Copy exactly the lines from the one containing "Recreate this image" through the one containing "const rows = [0, 21, 43, 64, 86, 108]", both included, and leave out any pictures.
= = =
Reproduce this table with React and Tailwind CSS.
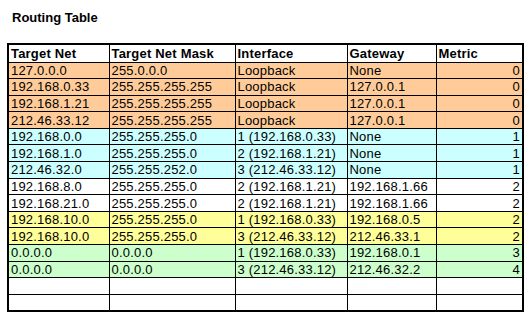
const rows = [
  ['127.0.0.0', '255.0.0.0', 'Loopback', 'None', '0', 'bg-[#ffcc99]'],
  ['192.168.0.33', '255.255.255.255', 'Loopback', '127.0.0.1', '0', 'bg-[#ffcc99]'],
  ['192.168.1.21', '255.255.255.255', 'Loopback', '127.0.0.1', '0', 'bg-[#ffcc99]'],
  ['212.46.33.12', '255.255.255.255', 'Loopback', '127.0.0.1', '0', 'bg-[#ffcc99]'],
  ['192.168.0.0', '255.255.255.0', '1 (192.168.0.33)', 'None', '1', 'bg-[#ccffff]'],
  ['192.168.1.0', '255.255.255.0', '2 (192.168.1.21)', 'None', '1', 'bg-[#ccffff]'],
  ['212.46.32.0', '255.255.252.0', '3 (212.46.33.12)', 'None', '1', 'bg-[#ccffff]'],
  ['192.168.8.0', '255.255.255.0', '2 (192.168.1.21)', '192.168.1.66', '2', 'bg-white'],
  ['192.168.21.0', '255.255.255.0', '2 (192.168.1.21)', '192.168.1.66', '2', 'bg-white'],
  ['192.168.10.0', '255.255.255.0', '1 (192.168.0.33)', '192.168.0.5', '2', 'bg-[#ffff99]'],
  ['192.168.10.0', '255.255.255.0', '3 (212.46.33.12)', '212.46.33.1', '2', 'bg-[#ffff99]'],
  ['0.0.0.0', '0.0.0.0', '1 (192.168.0.33)', '192.168.0.1', '3', 'bg-[#ccffcc]'],
  ['0.0.0.0', '0.0.0.0', '3 (212.46.33.12)', '212.46.32.2', '4', 'bg-[#ccffcc]'],
  ['', '', '', '', '', 'bg-white'],
  ['', '', '', '', '', 'bg-white'],
];

const cell = 'border border-black px-[2px] py-0 leading-[15px] whitespace-nowrap tracking-[0.2px]';

export default function App() {
  return (
    <div className="w-[532px] h-[323px] bg-white text-black font-['Arial','Liberation_Sans',sans-serif] text-[13px]">
      <div className="pt-[10px] pl-[12px] font-bold leading-[16px]">Routing Table</div>
      <div className="pt-[17px] pl-[7px]">
        <table className="border-collapse border-2 border-black w-[517px] table-fixed">
          <colgroup>
            <col className="w-[101px]" />
            <col className="w-[126px]" />
            <col className="w-[112px]" />
            <col className="w-[89px]" />
            <col className="w-[87px]" />
          </colgroup>
          <thead>
            <tr className="bg-white font-bold h-[18px]">
              <td className={cell}>Target Net</td>
              <td className={cell}>Target Net Mask</td>
              <td className={cell}>Interface</td>
              <td className={cell}>Gateway</td>
              <td className={cell}>Metric</td>
            </tr>
          </thead>
          <tbody>
            {rows.map((r, i) => (
              <tr key={i} className={r[5] + ' h-[16.6px]'}>
                <td className={cell}>{r[0]}</td>
                <td className={cell}>{r[1]}</td>
                <td className={cell}>{r[2]}</td>
                <td className={cell}>{r[3]}</td>
                <td className={cell + ' text-right'}>{r[4]}</td>
              </tr>
            ))}
          </tbody>
        </table>
      </div>
    </div>
  );
}
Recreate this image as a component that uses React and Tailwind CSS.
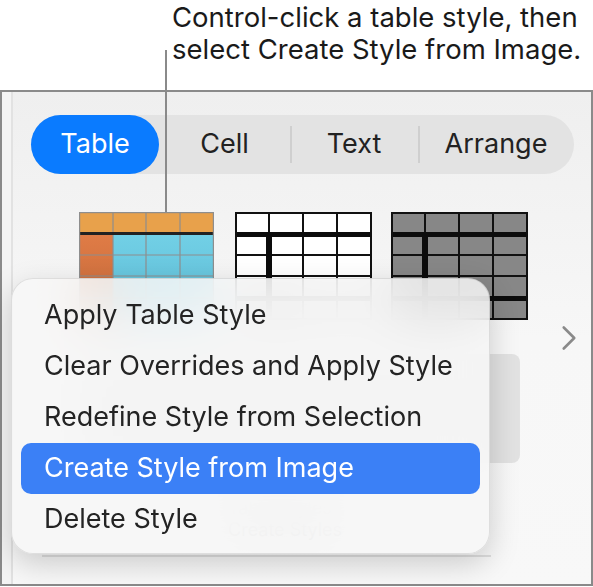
import { ChevronRight } from 'lucide-react'

const tabs = [
  { label: 'Table', w: 'w-[128px]' },
  { label: 'Cell', w: 'w-[131px]' },
  { label: 'Text', w: 'w-[128px]' },
  { label: 'Arrange', w: 'w-[156px]' },
]

const menuItems = [
  'Apply Table Style',
  'Clear Overrides and Apply Style',
  'Redefine Style from Selection',
  'Create Style from Image',
  'Delete Style',
]

const cols = [0, 34, 67, 101, 135]
const rows = [0, 21, 43, 64, 86, 108]

function OrangeTable() {
  return (
    <svg width="135" height="108" viewBox="0 0 135 108" className="shrink-0">
      <defs>
        <linearGradient id="cy" x1="0" y1="0" x2="0" y2="1">
          <stop offset="0" stopColor="#72d0e6" />
          <stop offset="1" stopColor="#5dbcd6" />
        </linearGradient>
        <linearGradient id="or" x1="0" y1="0" x2="0" y2="1">
          <stop offset="0" stopColor="#e07c46" />
          <stop offset="1" stopColor="#c4683a" />
        </linearGradient>
      </defs>
      <rect x="0" y="0" width="135" height="21" fill="#e8a14b" />
      <rect x="0" y="21" width="34" height="87" fill="url(#or)" />
      <rect x="34" y="21" width="101" height="87" fill="url(#cy)" />
      {cols.slice(1, 4).map(x => (
        <line key={x} x1={x} y1="0" x2={x} y2="108" stroke="#8e8e8e" strokeWidth="1.2" />
      ))}
      {rows.slice(2, 5).map(y => (
        <line key={y} x1="0" y1={y} x2="135" y2={y} stroke="#8e8e8e" strokeWidth="1.2" />
      ))}
      <rect x="0" y="20" width="135" height="3" fill="#222" />
      <rect x="0.6" y="0.6" width="133.8" height="106.8" fill="none" stroke="#8e8e8e" strokeWidth="1.2" />
    </svg>
  )
}

function LinedTable({ fill }) {
  return (
    <svg width="137" height="108" viewBox="0 0 137 108" className="shrink-0">
      <rect x="0" y="0" width="137" height="108" fill={fill} />
      {[68, 102].map(x => (
        <line key={x} x1={x} y1="0" x2={x} y2="108" stroke="#111" strokeWidth="2" />
      ))}
      <line x1="34" y1="0" x2="34" y2="21" stroke="#111" strokeWidth="2" />
      {[43, 64].map(y => (
        <line key={y} x1="0" y1={y} x2="137" y2={y} stroke="#111" strokeWidth="2" />
      ))}
      <rect x="0" y="20" width="137" height="5" fill="#0c0c0c" />
      <rect x="31" y="20" width="6" height="88" fill="#0c0c0c" />
      <rect x="0" y="84" width="137" height="5" fill="#0c0c0c" />
      <rect x="1" y="1" width="135" height="106" fill="none" stroke="#111" strokeWidth="2" />
    </svg>
  )
}

export default function App() {
  return (
    <div className="relative w-[593px] h-[587px] bg-white overflow-hidden text-[#222]" style={{ fontFamily: 'Inter, "Noto Sans", sans-serif' }}>
      <div className="h-[90px] pl-[172px] pt-[1px] text-[27.5px] leading-[32px] text-[#1a1a1a] whitespace-nowrap">
        Control-click a table style, then<br />
        select Create Style from Image.
      </div>

      <div className="h-[496px] flex border-2 border-[#8a8a8a] bg-[#f3f3f3]">
        <div className="w-[11px] shrink-0 bg-[#f4f4f4] border-r-2 border-[#e2e2e2]" />
        <div className="flex-1 flex flex-col bg-gradient-to-b from-[#efefef] via-[#f7f7f7] to-[#f8f8f8]">
          <div className="mt-[23px] ml-[18px] w-[543px] h-[59px] flex items-center rounded-full bg-[#e3e3e3]">
            {tabs.map((t, i) => (
              <div key={t.label} className={`relative ${t.w} h-full flex items-center justify-center text-[27px]`}>
                {i === 0 ? (
                  <div className="w-full h-full rounded-full bg-[#0a7bff] text-white flex items-center justify-center">{t.label}</div>
                ) : (
                  <>
                    {i > 1 && <div className="absolute left-0 top-[11px] bottom-[11px] w-[2px] bg-[#cfcfcf]" />}
                    <span className="text-[#222]">{t.label}</span>
                  </>
                )}
              </div>
            ))}
          </div>

          <div className="mt-[38px] ml-[66px] flex items-start">
            <OrangeTable />
            <div className="ml-[21px]"><LinedTable fill="#ffffff" /></div>
            <div className="ml-[19px]"><LinedTable fill="#878787" /></div>
            <ChevronRight size={42} strokeWidth={1.5} className="ml-[20px] mt-[105px] text-[#8a8a8a]" />
          </div>

          <div className="-mt-[5px] ml-[66px] w-[441px] h-[109px] rounded-lg bg-[#e2e2e2]" />

          <div className="mt-[34px] ml-[215px] text-[18px] leading-[22px] text-[#8a8a8a]">
            Table Styles<br />
            Create Styles
          </div>

          <div className="mt-[14px] ml-[29px] w-[449px] h-[2px] bg-[#dedede]" />
        </div>
      </div>

      <div className="absolute left-[11px] top-[278px] w-[479px] h-[276px] rounded-[22px] bg-[#f7f7f7]/85 backdrop-blur-xl border border-black/10 shadow-[0_10px_30px_rgba(0,0,0,0.18)] px-[9px] py-[11px]">
        {menuItems.map(item => (
          <div
            key={item}
            className={`h-[51px] flex items-center pl-[23px] rounded-[10px] text-[27px] whitespace-nowrap ${item === 'Create Style from Image' ? 'bg-[#3b80f6] text-white' : 'text-[#242424]'}`}>
            {item}
          </div>
        ))}
      </div>

      <div className="absolute left-[165px] top-[50px] w-[2px] h-[162px] bg-[#8a8a8a]" />
    </div>
  )
}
= = =
[Finished exercise]:
Recreate this image as a component that uses React and Tailwind CSS.
import { ChevronRight } from 'lucide-react'

const tabs = [
  { label: 'Table', w: 'w-[128px]' },
  { label: 'Cell', w: 'w-[131px]' },
  { label: 'Text', w: 'w-[128px]' },
  { label: 'Arrange', w: 'w-[156px]' },
]

const menuItems = [
  'Apply Table Style',
  'Clear Overrides and Apply Style',
  'Redefine Style from Selection',
  'Create Style from Image',
  'Delete Style',
]

const cols = [0, 34, 67, 101, 135]
const rows = [0, 21, 43, 64, 86, 108]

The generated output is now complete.